═══ Supplied data
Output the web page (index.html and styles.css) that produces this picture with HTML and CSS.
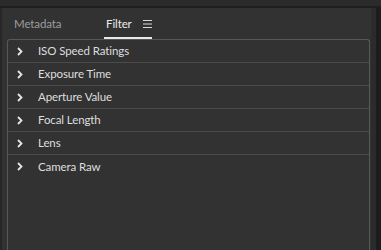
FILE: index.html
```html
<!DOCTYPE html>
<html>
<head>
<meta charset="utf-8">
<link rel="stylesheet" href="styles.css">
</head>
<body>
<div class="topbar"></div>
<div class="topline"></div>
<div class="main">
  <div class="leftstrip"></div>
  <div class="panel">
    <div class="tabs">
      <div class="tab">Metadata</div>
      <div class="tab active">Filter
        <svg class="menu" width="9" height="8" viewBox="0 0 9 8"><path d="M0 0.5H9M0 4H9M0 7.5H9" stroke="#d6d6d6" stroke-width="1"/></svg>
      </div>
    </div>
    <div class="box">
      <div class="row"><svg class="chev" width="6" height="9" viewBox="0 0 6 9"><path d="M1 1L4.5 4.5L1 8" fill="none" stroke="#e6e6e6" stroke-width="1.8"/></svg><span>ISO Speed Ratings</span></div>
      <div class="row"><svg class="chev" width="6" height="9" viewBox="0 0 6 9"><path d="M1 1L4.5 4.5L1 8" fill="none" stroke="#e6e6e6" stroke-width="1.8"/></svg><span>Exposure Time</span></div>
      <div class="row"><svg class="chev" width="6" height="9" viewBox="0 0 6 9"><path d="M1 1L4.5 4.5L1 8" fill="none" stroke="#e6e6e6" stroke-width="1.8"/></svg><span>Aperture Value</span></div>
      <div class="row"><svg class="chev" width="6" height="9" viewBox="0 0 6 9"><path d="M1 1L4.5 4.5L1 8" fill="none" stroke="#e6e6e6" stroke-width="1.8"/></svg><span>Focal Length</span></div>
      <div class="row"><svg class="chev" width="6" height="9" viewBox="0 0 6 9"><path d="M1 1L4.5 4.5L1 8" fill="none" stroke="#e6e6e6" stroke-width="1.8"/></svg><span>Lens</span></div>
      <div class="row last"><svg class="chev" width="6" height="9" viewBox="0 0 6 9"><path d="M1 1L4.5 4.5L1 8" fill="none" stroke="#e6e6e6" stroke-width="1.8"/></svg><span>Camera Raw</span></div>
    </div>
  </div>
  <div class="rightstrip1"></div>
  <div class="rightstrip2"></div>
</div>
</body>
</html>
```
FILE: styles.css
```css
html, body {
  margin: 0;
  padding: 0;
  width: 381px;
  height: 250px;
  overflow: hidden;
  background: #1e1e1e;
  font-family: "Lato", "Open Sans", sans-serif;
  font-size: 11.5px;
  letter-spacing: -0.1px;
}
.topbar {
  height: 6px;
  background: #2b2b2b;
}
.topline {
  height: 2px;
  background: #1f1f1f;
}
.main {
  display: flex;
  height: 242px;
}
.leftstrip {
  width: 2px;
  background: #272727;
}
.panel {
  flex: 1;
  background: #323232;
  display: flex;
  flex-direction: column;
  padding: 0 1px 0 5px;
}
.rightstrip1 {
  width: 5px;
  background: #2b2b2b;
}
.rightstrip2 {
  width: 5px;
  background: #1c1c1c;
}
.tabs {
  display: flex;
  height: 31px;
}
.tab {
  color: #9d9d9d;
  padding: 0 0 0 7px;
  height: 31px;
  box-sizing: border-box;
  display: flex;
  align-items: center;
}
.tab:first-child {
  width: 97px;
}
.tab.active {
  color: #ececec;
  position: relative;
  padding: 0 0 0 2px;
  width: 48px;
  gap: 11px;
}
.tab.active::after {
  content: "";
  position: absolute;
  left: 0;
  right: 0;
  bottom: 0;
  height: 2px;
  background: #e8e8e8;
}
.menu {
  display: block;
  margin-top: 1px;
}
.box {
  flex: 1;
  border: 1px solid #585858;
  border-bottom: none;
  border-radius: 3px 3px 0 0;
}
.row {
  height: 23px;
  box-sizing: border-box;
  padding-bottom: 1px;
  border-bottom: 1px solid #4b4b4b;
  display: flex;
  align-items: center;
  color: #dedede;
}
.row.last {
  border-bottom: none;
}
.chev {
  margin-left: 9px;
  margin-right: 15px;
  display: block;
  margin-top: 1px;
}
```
══════
═══ Supplied data
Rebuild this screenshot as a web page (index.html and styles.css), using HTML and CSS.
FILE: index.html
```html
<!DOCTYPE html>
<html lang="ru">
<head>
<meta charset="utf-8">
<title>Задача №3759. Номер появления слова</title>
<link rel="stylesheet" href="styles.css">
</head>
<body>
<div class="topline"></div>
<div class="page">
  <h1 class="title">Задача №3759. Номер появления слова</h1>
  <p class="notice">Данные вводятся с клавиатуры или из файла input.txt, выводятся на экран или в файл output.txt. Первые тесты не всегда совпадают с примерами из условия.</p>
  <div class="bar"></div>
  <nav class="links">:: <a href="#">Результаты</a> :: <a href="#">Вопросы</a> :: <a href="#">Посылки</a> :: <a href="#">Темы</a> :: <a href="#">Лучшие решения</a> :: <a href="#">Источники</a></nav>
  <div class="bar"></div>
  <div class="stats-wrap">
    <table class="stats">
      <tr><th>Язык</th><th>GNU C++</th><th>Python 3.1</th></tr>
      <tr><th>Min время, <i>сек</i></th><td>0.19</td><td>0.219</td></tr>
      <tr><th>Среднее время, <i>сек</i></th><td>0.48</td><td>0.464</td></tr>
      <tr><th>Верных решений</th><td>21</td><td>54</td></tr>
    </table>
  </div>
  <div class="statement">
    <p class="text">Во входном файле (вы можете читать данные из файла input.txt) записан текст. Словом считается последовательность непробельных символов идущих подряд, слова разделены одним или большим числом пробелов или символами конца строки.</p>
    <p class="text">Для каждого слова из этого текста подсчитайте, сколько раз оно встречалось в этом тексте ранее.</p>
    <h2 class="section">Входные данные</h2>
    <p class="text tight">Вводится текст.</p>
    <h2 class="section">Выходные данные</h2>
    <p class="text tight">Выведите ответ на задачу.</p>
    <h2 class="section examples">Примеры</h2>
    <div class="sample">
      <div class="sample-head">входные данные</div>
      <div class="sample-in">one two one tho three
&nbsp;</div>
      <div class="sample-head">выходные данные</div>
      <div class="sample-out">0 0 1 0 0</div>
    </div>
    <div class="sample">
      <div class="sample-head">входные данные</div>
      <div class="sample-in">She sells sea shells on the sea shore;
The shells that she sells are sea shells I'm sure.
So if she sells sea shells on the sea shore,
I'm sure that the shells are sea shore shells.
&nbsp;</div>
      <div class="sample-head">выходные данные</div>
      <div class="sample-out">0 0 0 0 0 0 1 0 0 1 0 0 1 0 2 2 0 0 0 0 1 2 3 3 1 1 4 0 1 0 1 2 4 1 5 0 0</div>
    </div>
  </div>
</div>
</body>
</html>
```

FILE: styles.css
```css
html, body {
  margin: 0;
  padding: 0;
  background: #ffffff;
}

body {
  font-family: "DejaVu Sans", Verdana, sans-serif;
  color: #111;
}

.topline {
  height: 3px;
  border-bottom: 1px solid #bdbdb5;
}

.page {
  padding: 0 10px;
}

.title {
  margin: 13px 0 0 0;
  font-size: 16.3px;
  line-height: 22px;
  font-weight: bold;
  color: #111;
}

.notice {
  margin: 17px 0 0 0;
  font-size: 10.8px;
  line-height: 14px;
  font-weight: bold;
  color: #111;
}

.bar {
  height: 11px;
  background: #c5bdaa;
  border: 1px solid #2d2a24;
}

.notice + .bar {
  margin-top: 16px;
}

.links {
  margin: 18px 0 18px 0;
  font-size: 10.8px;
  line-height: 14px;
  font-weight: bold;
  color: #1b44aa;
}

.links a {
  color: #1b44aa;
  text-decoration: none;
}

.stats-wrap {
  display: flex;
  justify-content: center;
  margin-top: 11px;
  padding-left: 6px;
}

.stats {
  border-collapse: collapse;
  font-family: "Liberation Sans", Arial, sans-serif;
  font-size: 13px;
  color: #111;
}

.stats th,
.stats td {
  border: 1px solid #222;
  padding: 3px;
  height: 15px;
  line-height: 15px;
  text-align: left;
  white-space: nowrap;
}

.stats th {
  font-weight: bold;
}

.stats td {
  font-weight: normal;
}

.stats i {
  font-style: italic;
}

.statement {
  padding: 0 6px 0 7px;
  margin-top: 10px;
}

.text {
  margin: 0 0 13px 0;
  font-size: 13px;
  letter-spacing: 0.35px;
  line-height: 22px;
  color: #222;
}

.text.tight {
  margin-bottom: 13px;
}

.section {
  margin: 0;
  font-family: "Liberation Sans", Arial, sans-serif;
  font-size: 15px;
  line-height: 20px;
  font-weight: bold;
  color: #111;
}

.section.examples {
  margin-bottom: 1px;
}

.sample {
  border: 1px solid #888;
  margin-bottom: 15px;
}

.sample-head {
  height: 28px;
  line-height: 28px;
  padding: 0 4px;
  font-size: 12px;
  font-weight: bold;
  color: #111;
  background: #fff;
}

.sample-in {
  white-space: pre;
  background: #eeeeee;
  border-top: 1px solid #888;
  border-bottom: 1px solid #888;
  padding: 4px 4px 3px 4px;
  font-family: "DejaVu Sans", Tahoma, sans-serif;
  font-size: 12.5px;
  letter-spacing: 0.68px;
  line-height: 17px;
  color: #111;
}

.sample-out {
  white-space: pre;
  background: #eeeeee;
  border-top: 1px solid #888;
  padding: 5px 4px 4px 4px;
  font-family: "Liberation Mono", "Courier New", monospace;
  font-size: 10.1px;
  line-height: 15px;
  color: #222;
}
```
══════
■ **Goal**:
Filter the data for the string "this" and copy every line that has it.

■ **In response**:
Output the web page (index.html and styles.css) that produces this picture with HTML and CSS.
Rebuild this screenshot as a web page (index.html and styles.css), using HTML and CSS.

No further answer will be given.